More than half (52 percent) of consumers would consider purchasing a hypothetical iPad "Mini" this year if it were priced between $249 and $300, according to a survey released Friday by online comparison shopping site PriceGrabber.com.
Of the more than 2600 consumers participating in the survey, only 22 percent already own a tablet.
From the survey results, the greatest attraction of an iPad Mini would be price, something Apple showed some sensitivity to when it decided to keep the iPad 2 in the market at $399 when it introduced the third generation iPad earlier this year. That move was seen by some as a concession to the market's desire for lower priced tablets as evidenced by the runaway sales of Amazon's Kindle Fire slate during the holiday season.

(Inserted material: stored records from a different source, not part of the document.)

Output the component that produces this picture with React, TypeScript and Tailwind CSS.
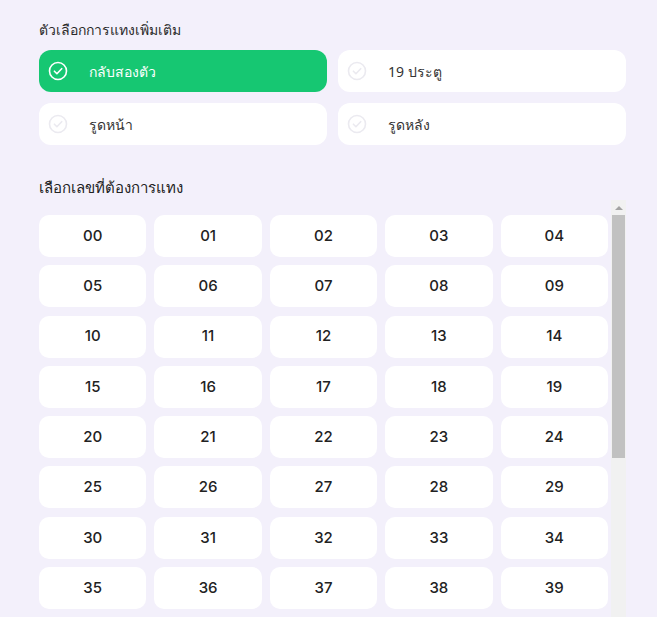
import { useState } from "react";

const options = [
  { id: "reverse", label: "กลับสองตัว" },
  { id: "19door", label: "19 ประตู" },
  { id: "front", label: "รูดหน้า" },
  { id: "back", label: "รูดหลัง" },
];

const numbers = Array.from({ length: 100 }, (_, i) => String(i).padStart(2, "0"));

function CheckCircle({ active }: { active: boolean }) {
  return (
    <svg width="20" height="20" viewBox="0 0 20 20" fill="none" className="shrink-0">
      <circle cx="10" cy="10" r="8.5" stroke={active ? "#ffffff" : "#ebeaf0"} strokeWidth="1.6" />
      <path
        d="M6.4 10.2l2.5 2.5 4.8-5"
        stroke={active ? "#ffffff" : "#ebeaf0"}
        strokeWidth="1.6"
        strokeLinecap="round"
        strokeLinejoin="round"
      />
    </svg>
  );
}

export default function App() {
  const [selected, setSelected] = useState<string[]>(["reverse"]);
  const [picked, setPicked] = useState<string[]>([]);

  const toggle = (id: string) =>
    setSelected((s) => (s.includes(id) ? s.filter((x) => x !== id) : [...s, id]));

  return (
    <div
      className="h-screen overflow-hidden bg-[#f3f0fb] pl-[39px] pt-[20px] text-[#222]"
      style={{ fontFamily: '"Noto Sans", "Inter", sans-serif' }}
    >
      <div className="w-[587px]">
        <h2 className="text-[14px] leading-[20px] text-[#2a2a2a]">ตัวเลือกการแทงเพิ่มเติม</h2>

        <div className="mt-[10px] grid grid-cols-2 gap-x-[11px] gap-y-[11px]">
          {options.map((o) => {
            const active = selected.includes(o.id);
            return (
              <button
                key={o.id}
                onClick={() => toggle(o.id)}
                className={`flex h-[42px] items-center gap-[21px] rounded-[12px] pl-[9px] text-left text-[14px] ${
                  active ? "bg-[#16c772] text-white" : "bg-white text-[#333]"
                }`}
              >
                <CheckCircle active={active} />
                <span>{o.label}</span>
              </button>
            );
          })}
        </div>

        <h2 className="mt-[31px] text-[15px] font-medium leading-[22px] text-[#222]">
          เลือกเลขที่ต้องการแทง
        </h2>

        {/* number grid + scrollbar */}
        <div className="mt-[2px] flex h-[512px]">
          <div className="w-[572px] overflow-y-auto">
            <div className="grid grid-cols-5 gap-x-2 gap-y-[8.3px] pr-[3px] pt-[15px] pb-[8px]">
              {numbers.map((n) => {
                const on = picked.includes(n);
                return (
                  <button
                    key={n}
                    onClick={() =>
                      setPicked((p) => (p.includes(n) ? p.filter((x) => x !== n) : [...p, n]))
                    }
                    className={`flex h-[42px] items-center justify-center rounded-[10px] text-[15px] font-medium ${
                      on ? "bg-[#16c772] text-white" : "bg-white text-[#222]"
                    }`}
                    style={{ fontFamily: '"Inter", "Noto Sans", sans-serif' }}
                  >
                    {n}
                  </button>
                );
              })}
            </div>
          </div>
          <div className="flex w-[15px] flex-col bg-[#f1f1f1]">
            <div className="flex h-[15px] items-center justify-center">
              <span className="h-0 w-0 border-x-[4px] border-b-[4px] border-x-transparent border-b-[#a3a3a3]" />
            </div>
            <div className="mx-[1px] h-[243px] bg-[#c1c1c1]" />
          </div>
        </div>
      </div>
    </div>
  );
}
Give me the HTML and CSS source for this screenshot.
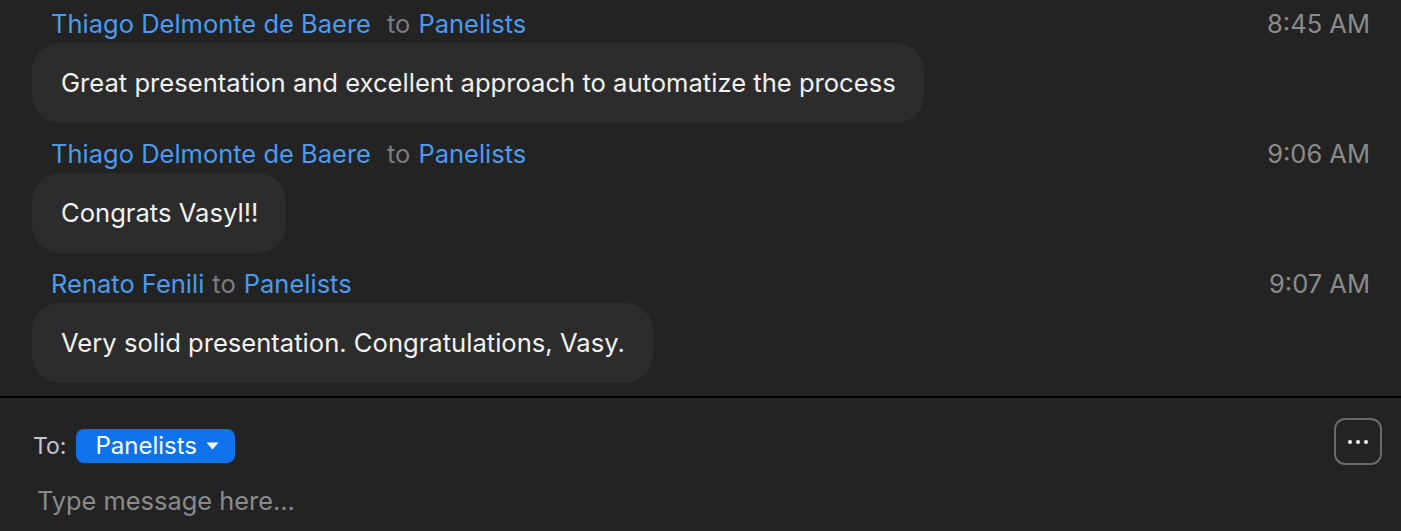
FILE: index.html
```html
<!DOCTYPE html>
<html lang="en">
<head>
<meta charset="utf-8">
<title>Chat</title>
<link rel="stylesheet" href="styles.css">
</head>
<body>
<div class="chat">
  <div class="messages">
    <div class="msg">
      <div class="msg-head">
        <div class="who"><span class="name">Thiago Delmonte de Baere</span><span class="to">to</span><span class="name">Panelists</span></div>
        <div class="time">8:45 AM</div>
      </div>
      <div class="bubble">Great presentation and excellent approach to automatize the process</div>
    </div>
    <div class="msg">
      <div class="msg-head">
        <div class="who"><span class="name">Thiago Delmonte de Baere</span><span class="to">to</span><span class="name">Panelists</span></div>
        <div class="time">9:06 AM</div>
      </div>
      <div class="bubble">Congrats Vasyl!!</div>
    </div>
    <div class="msg">
      <div class="msg-head">
        <div class="who"><span class="name">Renato Fenili</span><span class="to tight">to</span><span class="name">Panelists</span></div>
        <div class="time">9:07 AM</div>
      </div>
      <div class="bubble">Very solid presentation. Congratulations, Vasy.</div>
    </div>
  </div>
  <div class="composer">
    <div class="composer-top">
      <div class="recipient">
        <span class="to-label">To:</span>
        <button class="pill">Panelists<svg class="caret" width="13" height="8" viewBox="0 0 13 8"><path d="M0.5 0.5h12L6.5 7.5z" fill="#fff"/></svg></button>
      </div>
      <button class="more" aria-label="More"><span></span><span></span><span></span></button>
    </div>
    <div class="input">Type message here...</div>
  </div>
</div>
</body>
</html>
```
FILE: styles.css
```css
* { box-sizing: border-box; }
html, body { margin: 0; padding: 0; }
body {
  background: #232323;
  font-family: Inter, "Noto Sans", "Liberation Sans", sans-serif;
  width: 1401px;
  height: 531px;
  overflow: hidden;
}
.chat { display: flex; flex-direction: column; height: 531px; }
.messages {
  padding: 9px 31px 0 32px;
  height: 396px;
  display: flex;
  flex-direction: column;
  gap: 16px;
}
.msg { display: flex; flex-direction: column; align-items: flex-start; gap: 6px; }
.msg-head {
  width: 100%;
  height: 28px;
  display: flex;
  justify-content: space-between;
  align-items: center;
  font-size: 25.5px;
  padding-left: 19px;
}
.who { display: flex; align-items: center; white-space: nowrap; }
.name { color: #4a9bf1; }
.to { color: #7b7b83; margin: 0 8px 0 16px; }
.to.tight { margin: 0 8px 0 8px; }
.time { color: #8b8b8b; }
.bubble {
  background: #2c2c2c;
  color: #f2f2f2;
  font-size: 25.6px;
  height: 80px;
  line-height: 80px;
  padding: 0 28px 0 29px;
  border-radius: 28px;
  white-space: nowrap;
}
.composer {
  border-top: 2px solid #000;
  flex: 1;
  padding: 20px 19px 0 33px;
  display: flex;
  flex-direction: column;
}
.composer-top {
  display: flex;
  justify-content: space-between;
  align-items: center;
  height: 47px;
}
.recipient { display: flex; align-items: center; gap: 10px; margin-top: 8px; }
.to-label { color: #c4c4cf; font-size: 23px; }
.pill {
  background: #0e72ed;
  border: none;
  color: #fff;
  font-family: inherit;
  font-size: 24px;
  height: 34px;
  border-radius: 8px;
  padding: 0 16px 0 19px;
  display: flex;
  align-items: center;
  gap: 9px;
}
.caret { display: block; }
.more {
  width: 48px;
  height: 47px;
  border: 2px solid #6a6a6a;
  border-radius: 11px;
  background: transparent;
  display: flex;
  align-items: center;
  justify-content: center;
  gap: 4px;
  padding: 0;
}
.more span { width: 4px; height: 4px; border-radius: 50%; background: #fff; }
.input {
  color: #8b8b8b;
  font-size: 25.4px;
  margin-top: 20px;
  padding-left: 4px;
}
```
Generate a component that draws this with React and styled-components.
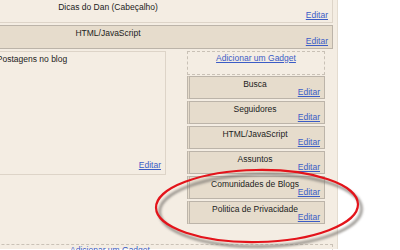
import React from "react";
import styled, { createGlobalStyle } from "styled-components";

const GlobalStyle = createGlobalStyle`
  html, body {
    margin: 0;
    padding: 0;
    background: #ffffff;
  }
  body {
    font-family: "Liberation Sans", Arial, sans-serif;
  }
`;

const Screen = styled.div`
  position: relative;
  width: 400px;
  height: 250px;
  overflow: hidden;
  background: #ffffff;
`;

const Layout = styled.div`
  box-sizing: border-box;
  width: 454px;
  height: 250px;
  margin-left: -116px;
  padding: 0 4px 0 3px;
  background: #f4ede3;
  border-right: 1px solid #e4dcd0;
  font-size: 8.5px;
  color: #1c1c1c;
`;

const Widget = styled.div`
  box-sizing: border-box;
  height: ${(p) => p.$height || 23}px;
  margin-top: ${(p) => p.$top || 0}px;
  padding: 3px 4px 0 0;
  background: ${(p) => (p.$plain ? "#f4ede3" : "#e6dccc")};
  border: 1px solid ${(p) => (p.$plain ? "#ddd4c8" : "#bcb4a9")};
  border-left: ${(p) => (p.$handle ? "3px double #bdb5aa" : undefined)};
`;

const WidgetTitle = styled.div`
  line-height: 9px;
  text-align: center;
  white-space: nowrap;
`;

const EditRow = styled.div`
  line-height: 9px;
  margin-top: -1px;
  text-align: right;
`;

const Link = styled.a`
  color: #3b5cc6;
  text-decoration: underline;
  cursor: pointer;
`;

const Columns = styled.div`
  display: flex;
  align-items: flex-start;
  margin-top: 2px;
`;

const MainBox = styled.div`
  box-sizing: border-box;
  width: 279px;
  height: 124px;
  display: flex;
  flex-direction: column;
  justify-content: space-between;
  padding: 3px 4px 4px 15px;
  border: 1px solid #ddd4c8;
`;

const Sidebar = styled.div`
  width: 138px;
  margin-left: 21px;
  display: flex;
  flex-direction: column;
  gap: 2px;
`;

const AddGadget = styled.div`
  box-sizing: border-box;
  height: ${(p) => p.$height || 24}px;
  margin-top: ${(p) => p.$top || 0}px;
  margin-bottom: ${(p) => p.$bottom || 0}px;
  padding-top: ${(p) => p.$pad || 2}px;
  border: 1px dashed #c9c1b6;
  line-height: 9px;
  text-align: center;
`;

const Marker = styled.svg`
  position: absolute;
  left: 140px;
  top: 160px;
  overflow: visible;
`;

const gadgets = [
  "Busca",
  "Seguidores",
  "HTML/JavaScript",
  "Assuntos",
  "Comunidades de Blogs",
  "Politica de Privacidade",
];

const Gadget = ({ title, ...rest }) => (
  <Widget {...rest}>
    <WidgetTitle>{title}</WidgetTitle>
    <EditRow>
      <Link>Editar</Link>
    </EditRow>
  </Widget>
);

export default function App() {
  return (
    <Screen>
      <GlobalStyle />
      <Layout>
        <Gadget title="Dicas do Dan (Cabeçalho)" $plain $height={24} $top={-1} />
        <Gadget title="HTML/JavaScript" $height={24} $top={2} />
        <Columns>
          <MainBox>
            <WidgetTitle>Postagens no blog</WidgetTitle>
            <EditRow>
              <Link>Editar</Link>
            </EditRow>
          </MainBox>
          <Sidebar>
            <AddGadget $bottom={-1}>
              <Link>Adicionar um Gadget</Link>
            </AddGadget>
            {gadgets.map((g) => (
              <Gadget key={g} title={g} $handle />
            ))}
          </Sidebar>
        </Columns>
        <AddGadget $top={20} $height={30} $pad={1}>
          <Link>Adicionar um Gadget</Link>
        </AddGadget>
      </Layout>
      <Marker width="230" height="95" viewBox="0 0 230 95">
        <defs>
          <filter id="blur" x="-10%" y="-20%" width="120%" height="140%">
            <feGaussianBlur stdDeviation="1.2" />
          </filter>
        </defs>
        <ellipse
          cx="119"
          cy="48"
          rx="101"
          ry="36"
          fill="none"
          stroke="#7f7a75"
          strokeWidth="2.8"
          opacity="0.75"
          filter="url(#blur)"
          transform="rotate(-1 117 46) translate(1.5 2.5)"
        />
        <ellipse
          cx="117"
          cy="46"
          rx="101"
          ry="36"
          fill="none"
          stroke="#e3141b"
          strokeWidth="2.2"
          transform="rotate(-1 117 46)"
        />
      </Marker>
    </Screen>
  );
}
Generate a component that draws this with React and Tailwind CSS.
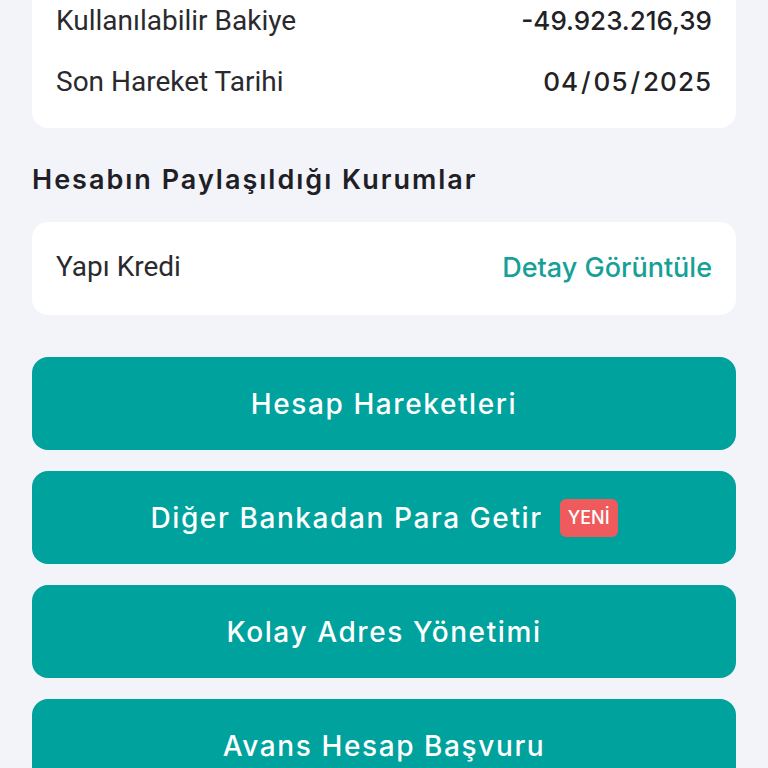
export default function App() {
  const roboto = { fontFamily: 'Roboto, "Noto Sans", sans-serif' };
  const inter = { fontFamily: 'Inter, "Noto Sans", sans-serif' };
  const btn = "flex h-[93px] items-center justify-center rounded-[16px] bg-[#00a29d] text-[28px] font-medium tracking-[1.6px] text-white";
  return (
    <div className="min-h-[768px] overflow-hidden bg-[#f2f4f9] px-8" style={roboto}>
      <div className="-mt-[10px] rounded-b-[16px] bg-white px-6 pb-4">
        <div className="flex h-[61px] items-center justify-between">
          <span className="text-[28px] text-[#2a2a2e]">Kullanılabilir Bakiye</span>
          <span className="text-[26px] font-medium text-[#222226]" style={inter}>-49.923.216,39</span>
        </div>
        <div className="flex h-[61px] items-center justify-between">
          <span className="text-[28px] text-[#2a2a2e]">Son Hareket Tarihi</span>
          <span className="text-[26px] font-medium tracking-[1px] text-[#222226]" style={inter}>
            04<span className="mx-[2px]">/</span>05<span className="mx-[2px]">/</span>2025
          </span>
        </div>
      </div>
      <h2 className="mt-[31px] text-[27px] font-semibold leading-[42px] tracking-[2px] text-[#1f2026]" style={inter}>Hesabın Paylaşıldığı Kurumlar</h2>
      <div className="mt-[21px] flex h-[93px] items-center justify-between rounded-[16px] bg-white px-6">
        <span className="-mt-[4px] text-[28px] text-[#2a2a2e]">Yapı Kredi</span>
        <span className="text-[27px] font-medium text-[#16a097]" style={inter}>Detay Görüntüle</span>
      </div>
      <div className="mt-[42px] flex flex-col gap-[21px]" style={inter}>
        <div className={btn}>Hesap Hareketleri</div>
        <div className={btn}>
          <span>Diğer Bankadan Para Getir</span>
          <span className="ml-[17px] flex h-[38px] items-center rounded-[6px] bg-[#ef5b5d] px-[8px] text-[18px] font-medium tracking-normal text-white">YENİ</span>
        </div>
        <div className={btn}>Kolay Adres Yönetimi</div>
        <div className={btn}>Avans Hesap Başvuru</div>
      </div>
    </div>
  );
}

When asked about their reasons for buying an iPad Mini, almost two-thirds (64 percent) of the consumers cite a lower price point compared to the new iPad or iPad 2. What's more, when the consumers in the survey were asked what features they'd like to see in an iPad Mini, their top choice is a lower price (84 percent).
Size, though, also seems to be important. More than half (54 percent) acknowledge that size matters to them and feel a smaller iPad would be more portable. On the "wish list" question, though, size (60 percent) trailed 3G connectivity (65 percent) as a desired feature.
Consumers in the survey also show enthusiasm for giving an iPad Mini as a gift, with one in two (51 percent) saying they'd consider buying a pint-sized iPad as a present for the upcoming holiday season.
Despite Apple's protestations that it's not working on an iPad with a smaller screen -- seven or eight inches or so -- the "mini" rumor is one that refuses to die. Floggers of the idea can't see how Apple can resist the market pressure for a cheaper tablet, especially in light of the success of the Kindle Fire.
That success, though, was fleeting, as recent market numbers show. For example, IDC reports Amazon tablet shipments shriveled from 16.8 percent in last year's holiday quarter to 4 percent in the quarter ending in March. Those declines coupled with the expected arrival later this year of 10-inch tablets based on Android 4.0 (Ice Cream Sandwich) and selling for $250 or less may put iPad Mini speculation to bed for good.